CONCLUSÃO 

Ao focar-se no desaparecimento de determinados rituais e certas tradições culturais outrora existentes em França, Pierre Nora sugere como, partindo do modelo de análise crítica proposto em “Les Lieux de Mémoire”, a reescrita da história nacional pode forjar novos paradigmas de identidade coletiva, mediante a reinterpretação dos quadros sociais da memória e correspondentes patrimónios rememorativos. Efetivamente, ao reordenar-se a lógica subjacente à constituição de uma nação da memória¸ na qual emergem distintos padrões de representação identitária, o que transparece é uma outra ideia de nacionalidade, mediante o desenvolvimento de uma consciência patrimonial de caráter difratado. 
Nesta era da comemoração, associada a uma reflexão patriótica nostálgica e articulada pela rememoração contemporânea, dilata-se a perceção histórica do passado em função da constante atualização dos acontecimentos no momento presente: aceleração da história e vertigem de uma identidade plástica que, pelos efeitos de mundialização, democratização, massificação e mediatização, se transmuta do tempo vivido para o da experiência imediata.1 
No âmbito do novo enquadramento estabelecido pelas políticas culturais europeias, a importância conferida à memória e a sua reintegração na sociedade contemporânea, decorrem de uma tentativa para contraria o desaparecimento da própria identidade coletiva e a contínua perda de referencial, mediante a sobrevalorização da celebração patrimonial:2 
A própria perda da nossa memória nacional viva nos impõe sobre ela um olhar que não é mais ingénuo, nem indiferente. Memória que nos pressiona e que já não é mais nossa, entre a dessacralização rápida e a sacralização provisoriamente reconduzida. Apego visceral que nos mantém ainda devedores daquilo que nos engendrou, mas distanciamento histórico que nos obriga a considerar com um olhar frio a herança e a inventariá-la. Lugares salvos de uma memória na qual não mais habitamos, semioficiais e institucionais, semiafetivos e semisentimentais; lugares de unanimidade sem unanimismo, que não exprimem mais nem convicção militante, nem participação apaixonada, mas onde palpita ainda algo de uma vida simbólica. Oscilação do memorial ao histórico, de um mundo onde se tinham ancestrais a um mundo da relação contingente com aquilo que nos engendrou, passagem de uma história totémica para uma história crítica: é o momento dos lugares de memória. 
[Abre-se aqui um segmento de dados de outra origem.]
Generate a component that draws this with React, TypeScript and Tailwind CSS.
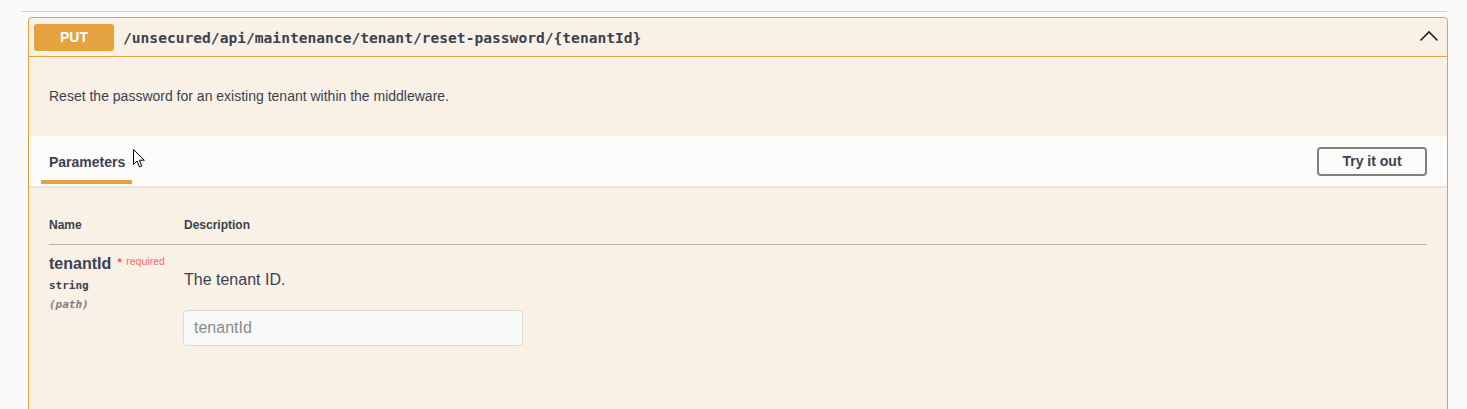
import React from 'react'

const sans = "font-['Liberation_Sans',Arial,sans-serif]"
const mono = "font-['DejaVu_Sans_Mono','Liberation_Mono',monospace]"

function ChevronUp() {
  return (
    <svg width="20" height="20" viewBox="0 0 20 20" className="text-[#222]">
      <path d="M1.5 13.5 L10 5 L18.5 13.5" fill="none" stroke="currentColor" strokeWidth="1.6" />
    </svg>
  )
}

function Cursor() {
  return (
    <svg
      width="13"
      height="20"
      viewBox="0 0 13 20"
      className="absolute left-[133px] top-[149px] pointer-events-none"
    >
      <path
        d="M0.5 0.5 L0.5 15.5 L4 12 L6.5 18 L8.8 17 L6.4 11.2 L11.3 11.2 Z"
        fill="#fff"
        stroke="#000"
        strokeWidth="1"
        strokeLinejoin="miter"
      />
    </svg>
  )
}

function ParameterRow() {
  return (
    <div className="flex">
      <div className="w-[135px] shrink-0 pt-[9px]">
        <div className="flex items-start">
          <span className={`${sans} text-[16px] font-bold text-[#3b4151] leading-[20px]`}>
            tenantId
          </span>
          <span className={`${sans} text-[13px] text-[#ff2a2a] ml-[6px] leading-[16px] pt-[1px]`}>*</span>
          <span className={`${sans} text-[10.5px] text-[rgba(255,0,0,0.6)] ml-[4px] leading-[12px] pt-[1px]`}>
            required
          </span>
        </div>
        <div className={`${mono} text-[11px] font-semibold text-[#3b4151] mt-[4px] leading-[16px]`}>string</div>
        <div className={`${mono} text-[11px] font-semibold italic text-[#808080] mt-[3px] leading-[16px]`}>
          (path)
        </div>
      </div>
      <div className="flex-1 pt-[25px]">
        <div className={`${sans} text-[16px] text-[#3b4151] leading-[20px]`}>The tenant ID.</div>
        <input
          placeholder="tenantId"
          className={`${sans} -ml-px mt-[20px] w-[340px] h-[36px] rounded-[4px] border border-[#d9d9d9] bg-[#f9f9f9] px-[10px] text-[16px] text-[#3b4151] placeholder:text-[#8a8a8a] outline-none`}
        />
      </div>
    </div>
  )
}

export default function App() {
  return (
    <div className="relative min-h-[409px] w-[1467px] overflow-hidden bg-[#fafafa]">
      <div className="pl-[21px] pr-[20px] pt-[11px]">
        <div className="h-px bg-[#d3d3d3]" />
      </div>
      <div className="ml-[28px] mr-[19px] mt-[5px] rounded-[4px] border border-[#e5a23e] bg-[#f9f1e6] h-[420px]">
        <div className="flex h-[39px] items-center border-b border-[#e5a23e] px-[5px]">
          <div
            className={`${sans} flex h-[27px] w-[80px] items-center justify-center rounded-[3px] bg-[#e4a33f] text-[14px] font-bold text-white`}
          >
            PUT
          </div>
          <div className={`${mono} ml-[9px] mt-[1px] text-[14.6px] font-bold text-[#3b4151]`}>
            /unsecured/api/maintenance/tenant/reset-password/{'{tenantId}'}
          </div>
          <div className="ml-auto mr-[3px] flex">
            <ChevronUp />
          </div>
        </div>
        <div className={`${sans} flex h-[79px] items-center px-[20px] pb-[1px] text-[14px] text-[#3b4151]`}>
          Reset the password for an existing tenant within the middleware.
        </div>
        <div className="flex h-[50px] items-center bg-[#fdfcfa] pl-[12px] pr-[20px] shadow-[0_1px_2px_rgba(0,0,0,0.1)]">
          <div className="flex h-full flex-col justify-end">
            <div className={`${sans} px-[8px] pb-[7px] text-[14px] font-bold text-[#3b4151]`}>Parameters</div>
            <div className="mb-[2px] h-[4px] w-[91px] bg-[#e4a23f]" />
          </div>
          <button
            className={`${sans} ml-auto h-[29px] w-[110px] rounded-[4px] border-2 border-[#808080] bg-transparent text-[14px] font-bold text-[#3b4151]`}
          >
            Try it out
          </button>
        </div>
        <div className="px-[20px] pt-[30px]">
          <div className="flex border-b border-[#b3b3b3] pb-[10px]">
            <div className={`${sans} w-[135px] text-[12px] font-bold text-[#3b4151]`}>Name</div>
            <div className={`${sans} text-[12px] font-bold text-[#3b4151]`}>Description</div>
          </div>
          <ParameterRow />
        </div>
      </div>
      <Cursor />
    </div>
  )
}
No extremo, é a constatação de um sentimento de desorientação que permite explicar a busca compulsiva de sentido identitário nesses lugares simbólicos em que a memória coletiva se encerra e que celebração patrimonial pretende resgatar. Daí resulta a constituição de tudo em arquivos, a dilatação indiferenciada do campo do memorável, o inchaço hipertrófico da função da memória, ligada ao próprio sentimento da sua perda.3 Consequentemente, se ninguém sabe do que o passado é feito, uma inquieta incerteza transforma tudo em vestígios, indício do possível, suspeita de história com a qual contaminamos a inocência das coisas.4 
Se não sabemos mais quem somos, reconstruímos artificialmente a nossa identidade à luz do que não somos mais, como sugere Pierre Nora,5 mirando-nos num espelho cujo reflexo não reconhecemos, explicita Françoise Choay.6 Fragmentos de memória através do quais a sociedade contemporânea procura se reencontrar e nos quais projeta as suas esperanças futuras. E é nesses vestígios do passado que se incorporam os mitos, medos e crenças, elementos deificados de uma outra era, numa etérica infusão de sentidos reconduzidos no fluxo contínuo da vida. Dimensões refratárias de uma existência única e pulsante, compreendidas enquanto manifestações de uma consciência incorporada, simultaneamente individual e coletiva, mas eternamente unificada.


1 NORA, Pierre; “Entre a Memória e a História”; Idem, Ibidem; p.8. 
2 NORA, Pierre; “Entre a Memória e a História”; Idem, Ibidem; pp. 13 e 14. 
3 NORA, Pierre; “Entre a Memória e a História”; Idem, Ibidem; p.15. 
4 NORA, Pierre; “Entre a Memória e a História”; Idem, Ibidem; p.20. 
5 NORA, Pierre; “Entre a Memória e a História”; Idem, Ibidem; p.20. 
6 CHOAY, Françoise; A Alegoria do Património; Idem, Ibidem; p.248.